### TASK TO CARRY OUT
Select every line below containing the word "page".

-- begin MATERIAL SHOWN --

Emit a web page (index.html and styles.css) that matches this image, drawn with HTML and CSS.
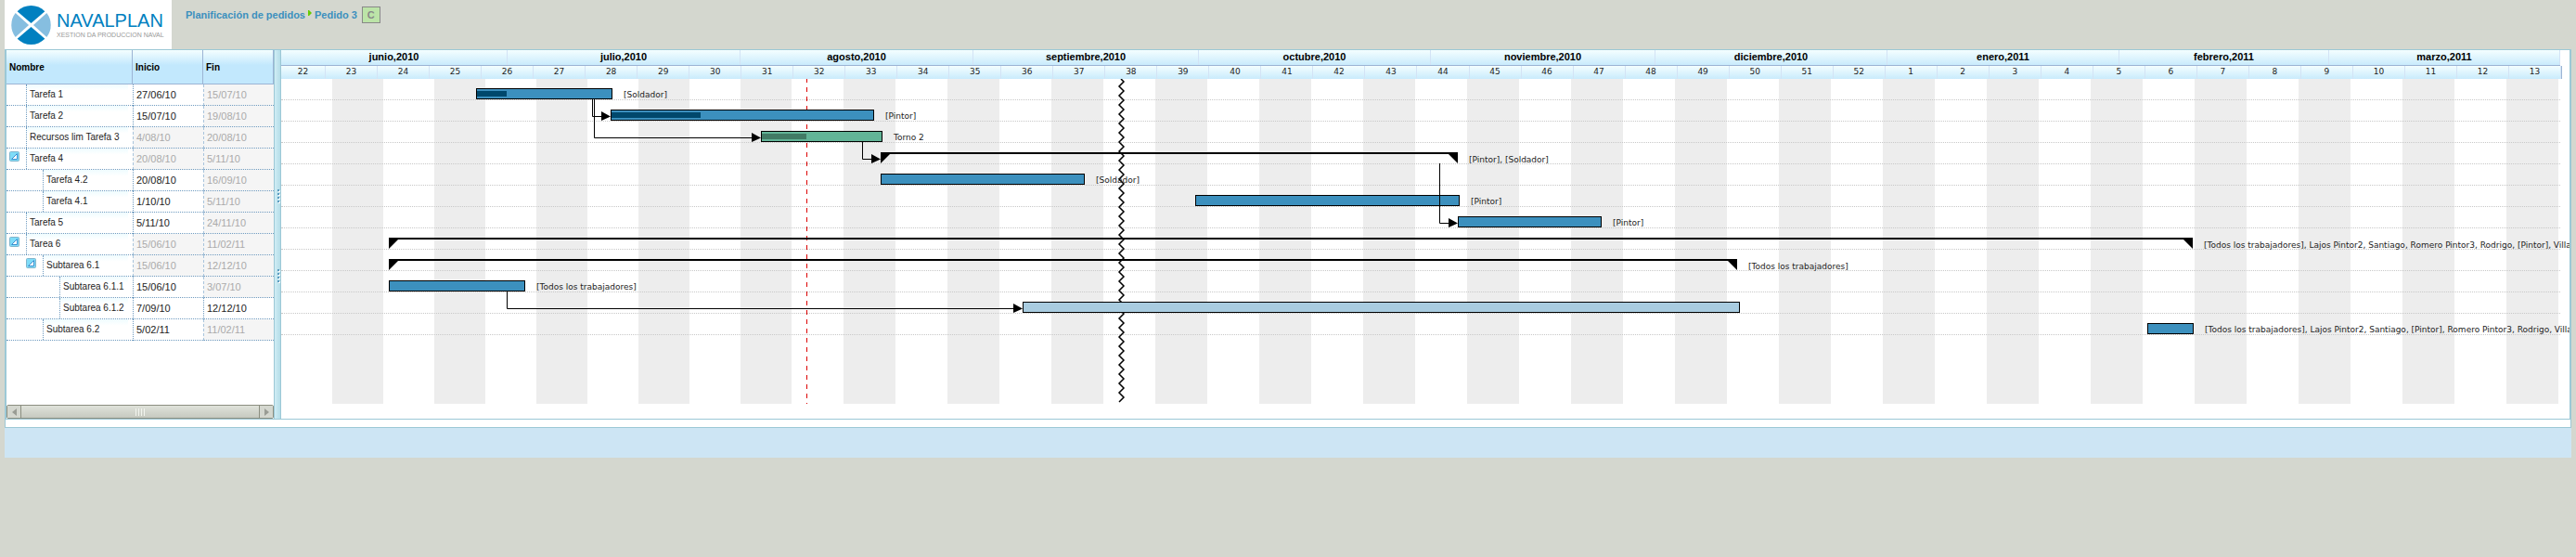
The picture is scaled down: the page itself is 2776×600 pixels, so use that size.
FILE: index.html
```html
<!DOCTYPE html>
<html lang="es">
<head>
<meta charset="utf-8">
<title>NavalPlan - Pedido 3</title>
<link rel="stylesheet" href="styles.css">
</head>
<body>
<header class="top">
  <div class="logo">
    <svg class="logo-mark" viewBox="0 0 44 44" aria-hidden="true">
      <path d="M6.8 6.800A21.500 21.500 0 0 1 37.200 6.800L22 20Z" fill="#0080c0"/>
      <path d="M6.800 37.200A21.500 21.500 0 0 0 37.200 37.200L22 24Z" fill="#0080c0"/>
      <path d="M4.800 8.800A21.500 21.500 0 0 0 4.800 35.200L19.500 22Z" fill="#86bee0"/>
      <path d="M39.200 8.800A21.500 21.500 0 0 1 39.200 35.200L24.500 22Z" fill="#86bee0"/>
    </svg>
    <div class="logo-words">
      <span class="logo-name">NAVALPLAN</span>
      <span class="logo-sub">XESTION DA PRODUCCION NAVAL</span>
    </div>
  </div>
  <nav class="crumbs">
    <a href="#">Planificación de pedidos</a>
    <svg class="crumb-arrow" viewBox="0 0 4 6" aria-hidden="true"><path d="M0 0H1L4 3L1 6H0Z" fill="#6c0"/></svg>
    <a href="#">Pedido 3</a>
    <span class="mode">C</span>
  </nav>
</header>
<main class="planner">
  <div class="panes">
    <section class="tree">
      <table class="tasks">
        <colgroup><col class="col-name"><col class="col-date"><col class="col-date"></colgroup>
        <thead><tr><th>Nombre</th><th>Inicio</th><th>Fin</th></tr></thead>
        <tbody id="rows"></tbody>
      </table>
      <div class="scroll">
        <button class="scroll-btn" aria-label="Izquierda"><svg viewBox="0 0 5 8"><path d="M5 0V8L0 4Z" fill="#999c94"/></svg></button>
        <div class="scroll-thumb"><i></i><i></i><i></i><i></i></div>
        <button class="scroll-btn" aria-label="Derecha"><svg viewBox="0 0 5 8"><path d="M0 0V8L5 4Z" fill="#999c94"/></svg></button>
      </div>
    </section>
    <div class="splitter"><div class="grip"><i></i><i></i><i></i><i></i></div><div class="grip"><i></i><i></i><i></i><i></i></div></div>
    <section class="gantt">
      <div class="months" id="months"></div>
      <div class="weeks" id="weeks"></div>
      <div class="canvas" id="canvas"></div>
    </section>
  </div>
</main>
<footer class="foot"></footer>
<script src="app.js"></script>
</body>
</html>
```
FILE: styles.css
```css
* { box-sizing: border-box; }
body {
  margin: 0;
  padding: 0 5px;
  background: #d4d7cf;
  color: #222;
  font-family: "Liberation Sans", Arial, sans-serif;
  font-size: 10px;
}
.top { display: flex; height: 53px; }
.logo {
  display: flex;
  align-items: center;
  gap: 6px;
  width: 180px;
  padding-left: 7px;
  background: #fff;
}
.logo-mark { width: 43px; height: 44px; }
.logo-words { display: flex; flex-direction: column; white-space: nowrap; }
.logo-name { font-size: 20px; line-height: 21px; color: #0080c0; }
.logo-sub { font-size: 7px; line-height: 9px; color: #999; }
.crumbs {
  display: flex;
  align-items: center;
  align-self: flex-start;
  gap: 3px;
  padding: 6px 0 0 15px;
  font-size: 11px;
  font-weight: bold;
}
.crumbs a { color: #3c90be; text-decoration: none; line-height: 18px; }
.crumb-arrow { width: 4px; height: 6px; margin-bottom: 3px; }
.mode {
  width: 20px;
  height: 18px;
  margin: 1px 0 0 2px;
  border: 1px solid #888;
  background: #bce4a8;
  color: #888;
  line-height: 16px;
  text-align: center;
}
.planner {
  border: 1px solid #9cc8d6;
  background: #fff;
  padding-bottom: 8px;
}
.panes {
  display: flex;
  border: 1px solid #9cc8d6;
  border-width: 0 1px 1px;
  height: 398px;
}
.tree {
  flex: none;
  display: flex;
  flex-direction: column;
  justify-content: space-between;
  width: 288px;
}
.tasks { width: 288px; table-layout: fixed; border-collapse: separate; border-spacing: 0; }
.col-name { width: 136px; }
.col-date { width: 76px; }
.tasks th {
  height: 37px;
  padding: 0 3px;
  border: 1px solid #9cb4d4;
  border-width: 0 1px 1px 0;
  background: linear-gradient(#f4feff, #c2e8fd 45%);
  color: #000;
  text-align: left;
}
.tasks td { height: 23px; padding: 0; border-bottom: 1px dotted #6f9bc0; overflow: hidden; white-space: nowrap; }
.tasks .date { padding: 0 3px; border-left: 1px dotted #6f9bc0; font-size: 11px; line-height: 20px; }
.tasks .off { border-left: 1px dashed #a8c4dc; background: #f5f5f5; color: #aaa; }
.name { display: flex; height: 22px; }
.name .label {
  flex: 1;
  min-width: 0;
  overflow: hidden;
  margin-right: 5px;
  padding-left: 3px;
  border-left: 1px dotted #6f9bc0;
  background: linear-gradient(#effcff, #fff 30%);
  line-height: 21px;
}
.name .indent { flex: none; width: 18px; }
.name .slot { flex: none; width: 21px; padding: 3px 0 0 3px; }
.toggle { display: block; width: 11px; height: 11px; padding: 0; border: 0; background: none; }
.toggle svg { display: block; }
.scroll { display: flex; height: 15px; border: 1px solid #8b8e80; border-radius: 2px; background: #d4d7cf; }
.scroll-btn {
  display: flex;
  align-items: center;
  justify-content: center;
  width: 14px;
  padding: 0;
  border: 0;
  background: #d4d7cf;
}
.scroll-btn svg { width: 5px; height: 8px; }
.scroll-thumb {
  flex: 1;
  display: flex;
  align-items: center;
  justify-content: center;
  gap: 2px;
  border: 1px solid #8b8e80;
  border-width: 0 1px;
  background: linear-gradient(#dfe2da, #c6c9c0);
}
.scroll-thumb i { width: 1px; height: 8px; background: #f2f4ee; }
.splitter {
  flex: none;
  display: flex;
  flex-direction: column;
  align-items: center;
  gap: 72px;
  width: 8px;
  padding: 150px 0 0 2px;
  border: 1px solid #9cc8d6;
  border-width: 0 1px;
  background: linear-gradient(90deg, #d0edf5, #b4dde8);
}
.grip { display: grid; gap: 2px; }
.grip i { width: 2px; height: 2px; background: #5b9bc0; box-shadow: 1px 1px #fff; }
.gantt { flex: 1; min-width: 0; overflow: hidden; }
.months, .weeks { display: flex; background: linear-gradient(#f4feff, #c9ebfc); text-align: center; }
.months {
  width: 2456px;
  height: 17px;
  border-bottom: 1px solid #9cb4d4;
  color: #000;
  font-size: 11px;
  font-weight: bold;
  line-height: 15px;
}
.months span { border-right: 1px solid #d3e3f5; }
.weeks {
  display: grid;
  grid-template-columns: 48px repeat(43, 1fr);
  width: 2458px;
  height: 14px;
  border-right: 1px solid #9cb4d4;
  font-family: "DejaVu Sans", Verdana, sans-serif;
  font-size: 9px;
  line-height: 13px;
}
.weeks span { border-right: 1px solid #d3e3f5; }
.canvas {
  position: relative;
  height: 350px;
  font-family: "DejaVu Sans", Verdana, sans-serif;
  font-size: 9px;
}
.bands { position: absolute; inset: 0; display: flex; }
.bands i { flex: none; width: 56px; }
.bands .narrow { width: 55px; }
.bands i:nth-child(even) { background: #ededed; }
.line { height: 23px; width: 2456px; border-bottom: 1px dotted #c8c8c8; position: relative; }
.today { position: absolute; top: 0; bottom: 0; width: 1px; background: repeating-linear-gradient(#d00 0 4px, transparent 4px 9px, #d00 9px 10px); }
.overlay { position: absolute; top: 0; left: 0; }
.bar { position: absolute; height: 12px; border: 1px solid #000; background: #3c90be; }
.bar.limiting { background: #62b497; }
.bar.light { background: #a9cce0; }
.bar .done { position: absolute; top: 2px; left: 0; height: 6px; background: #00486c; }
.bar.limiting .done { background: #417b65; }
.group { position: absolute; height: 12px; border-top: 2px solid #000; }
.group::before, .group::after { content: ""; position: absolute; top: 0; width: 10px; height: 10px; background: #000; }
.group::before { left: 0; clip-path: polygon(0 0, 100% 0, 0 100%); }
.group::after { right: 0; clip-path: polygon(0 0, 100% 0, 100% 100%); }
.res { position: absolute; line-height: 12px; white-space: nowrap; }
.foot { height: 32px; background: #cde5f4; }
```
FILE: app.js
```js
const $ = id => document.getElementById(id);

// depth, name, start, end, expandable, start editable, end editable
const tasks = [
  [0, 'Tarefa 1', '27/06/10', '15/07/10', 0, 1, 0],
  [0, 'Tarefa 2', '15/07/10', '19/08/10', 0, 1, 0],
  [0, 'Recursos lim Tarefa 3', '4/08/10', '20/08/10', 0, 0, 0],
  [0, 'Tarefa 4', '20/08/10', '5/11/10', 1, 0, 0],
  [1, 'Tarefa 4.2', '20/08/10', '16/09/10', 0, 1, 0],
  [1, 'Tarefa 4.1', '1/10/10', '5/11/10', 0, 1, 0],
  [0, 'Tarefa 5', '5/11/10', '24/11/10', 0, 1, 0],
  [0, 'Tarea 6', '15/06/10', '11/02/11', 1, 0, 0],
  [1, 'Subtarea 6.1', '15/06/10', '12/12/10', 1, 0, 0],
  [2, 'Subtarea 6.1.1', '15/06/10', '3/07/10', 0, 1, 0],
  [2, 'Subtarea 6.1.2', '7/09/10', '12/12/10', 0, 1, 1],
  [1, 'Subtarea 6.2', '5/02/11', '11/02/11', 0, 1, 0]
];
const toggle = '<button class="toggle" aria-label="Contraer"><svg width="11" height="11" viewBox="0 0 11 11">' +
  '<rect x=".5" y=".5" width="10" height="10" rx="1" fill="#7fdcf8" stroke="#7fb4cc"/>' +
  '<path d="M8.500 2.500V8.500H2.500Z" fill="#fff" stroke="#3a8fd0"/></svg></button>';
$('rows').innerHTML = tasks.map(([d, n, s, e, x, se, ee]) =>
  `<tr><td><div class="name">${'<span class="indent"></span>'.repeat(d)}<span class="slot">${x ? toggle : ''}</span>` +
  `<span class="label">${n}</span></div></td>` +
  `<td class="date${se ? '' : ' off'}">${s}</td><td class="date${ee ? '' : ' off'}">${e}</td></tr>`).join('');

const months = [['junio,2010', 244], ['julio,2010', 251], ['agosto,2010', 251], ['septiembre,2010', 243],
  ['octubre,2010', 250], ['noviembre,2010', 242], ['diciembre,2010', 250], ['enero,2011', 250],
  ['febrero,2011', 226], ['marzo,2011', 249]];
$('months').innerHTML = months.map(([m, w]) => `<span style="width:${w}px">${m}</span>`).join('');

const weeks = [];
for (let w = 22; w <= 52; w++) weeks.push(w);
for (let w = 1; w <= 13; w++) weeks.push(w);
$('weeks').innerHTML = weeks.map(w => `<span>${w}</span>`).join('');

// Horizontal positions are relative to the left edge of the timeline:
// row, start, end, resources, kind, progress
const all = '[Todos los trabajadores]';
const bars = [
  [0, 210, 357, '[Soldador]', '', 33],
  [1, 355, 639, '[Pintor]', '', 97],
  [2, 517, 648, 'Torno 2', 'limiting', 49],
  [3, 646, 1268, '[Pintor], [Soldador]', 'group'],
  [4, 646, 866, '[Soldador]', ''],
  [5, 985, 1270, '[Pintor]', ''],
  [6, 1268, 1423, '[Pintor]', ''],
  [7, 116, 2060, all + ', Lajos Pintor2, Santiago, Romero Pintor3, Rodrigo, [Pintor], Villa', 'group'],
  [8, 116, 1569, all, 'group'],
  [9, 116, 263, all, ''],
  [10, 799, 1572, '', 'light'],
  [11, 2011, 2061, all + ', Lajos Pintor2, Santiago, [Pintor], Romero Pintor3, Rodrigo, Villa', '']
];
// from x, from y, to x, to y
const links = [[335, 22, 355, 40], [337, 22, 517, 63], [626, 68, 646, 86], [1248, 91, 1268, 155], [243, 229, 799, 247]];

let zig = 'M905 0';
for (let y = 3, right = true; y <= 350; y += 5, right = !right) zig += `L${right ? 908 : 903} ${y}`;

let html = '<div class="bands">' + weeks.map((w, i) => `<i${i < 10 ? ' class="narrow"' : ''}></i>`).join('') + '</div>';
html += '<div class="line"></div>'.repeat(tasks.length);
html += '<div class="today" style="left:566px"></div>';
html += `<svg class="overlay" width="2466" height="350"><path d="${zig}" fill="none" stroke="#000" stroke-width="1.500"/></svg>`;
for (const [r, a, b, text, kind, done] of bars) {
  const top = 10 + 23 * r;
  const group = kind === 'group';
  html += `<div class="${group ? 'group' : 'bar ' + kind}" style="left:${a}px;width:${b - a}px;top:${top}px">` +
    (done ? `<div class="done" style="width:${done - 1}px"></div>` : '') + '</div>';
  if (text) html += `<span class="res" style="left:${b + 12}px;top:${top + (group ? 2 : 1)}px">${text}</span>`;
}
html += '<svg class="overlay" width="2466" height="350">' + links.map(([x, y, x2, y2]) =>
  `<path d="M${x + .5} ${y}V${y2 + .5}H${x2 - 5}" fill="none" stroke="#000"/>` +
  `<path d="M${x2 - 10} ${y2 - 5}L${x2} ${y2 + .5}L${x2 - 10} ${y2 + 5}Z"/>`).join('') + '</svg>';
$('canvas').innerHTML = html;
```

-- end MATERIAL SHOWN --
-- begin MATERIAL SHOWN --

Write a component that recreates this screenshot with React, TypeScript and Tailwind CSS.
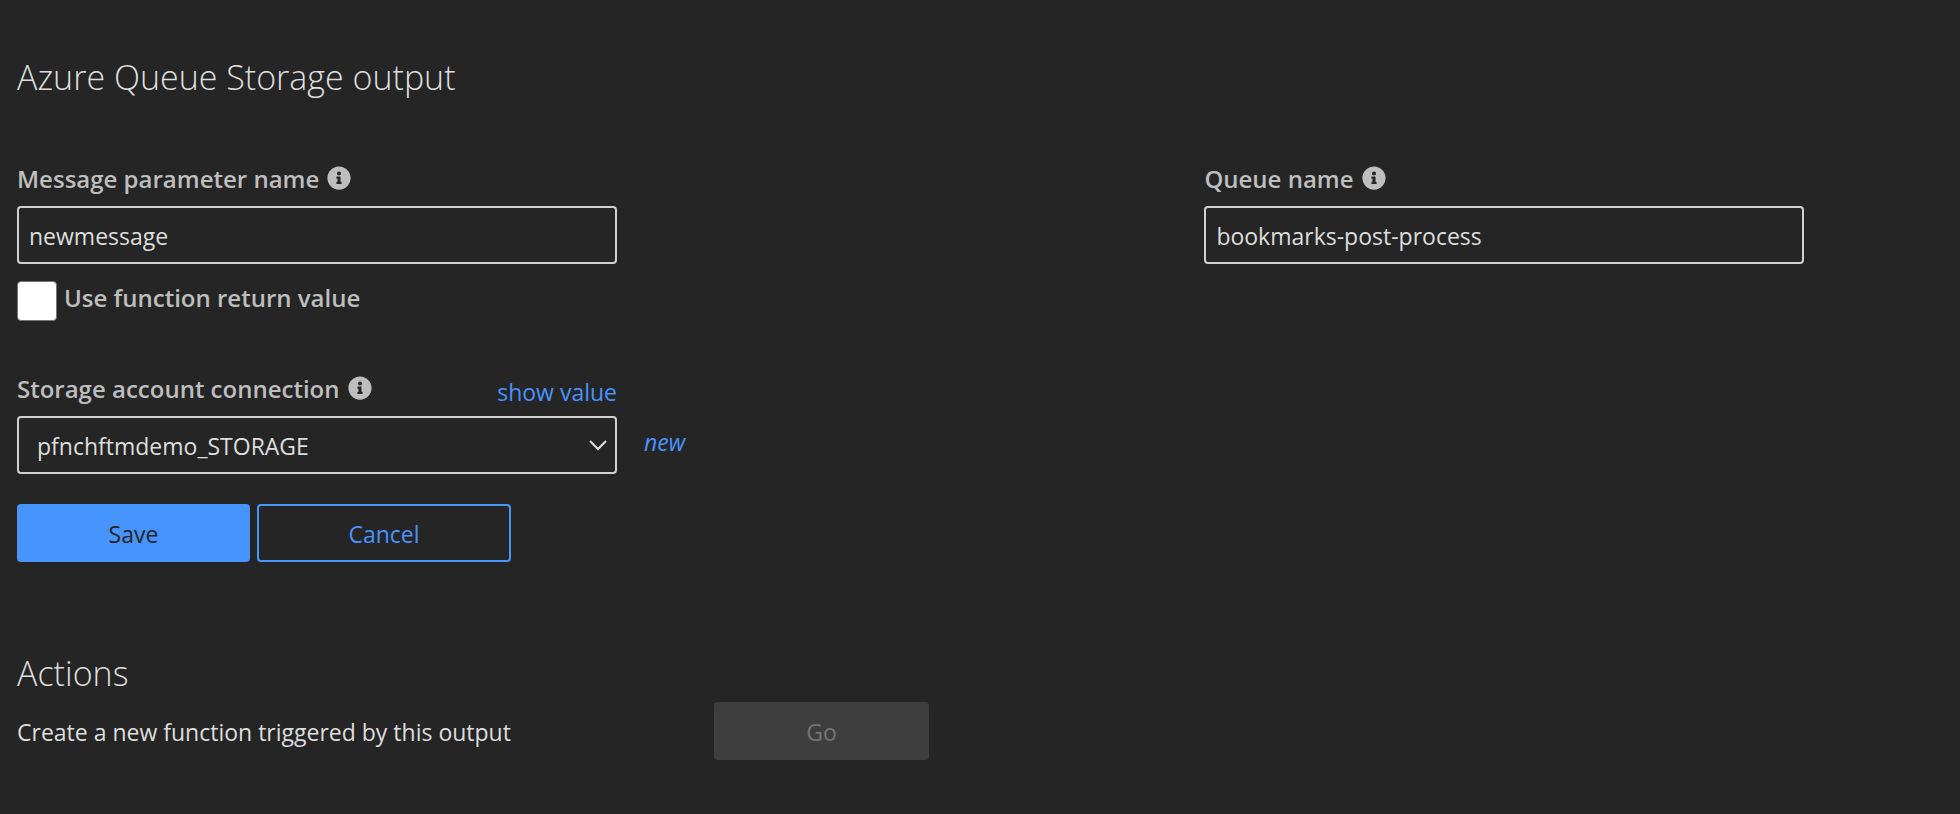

-- end MATERIAL SHOWN --

### TASK ANSWER
Emit a web page (index.html and styles.css) that matches this image, drawn with HTML and CSS.
The picture is scaled down: the page itself is 2776×600 pixels, so use that size.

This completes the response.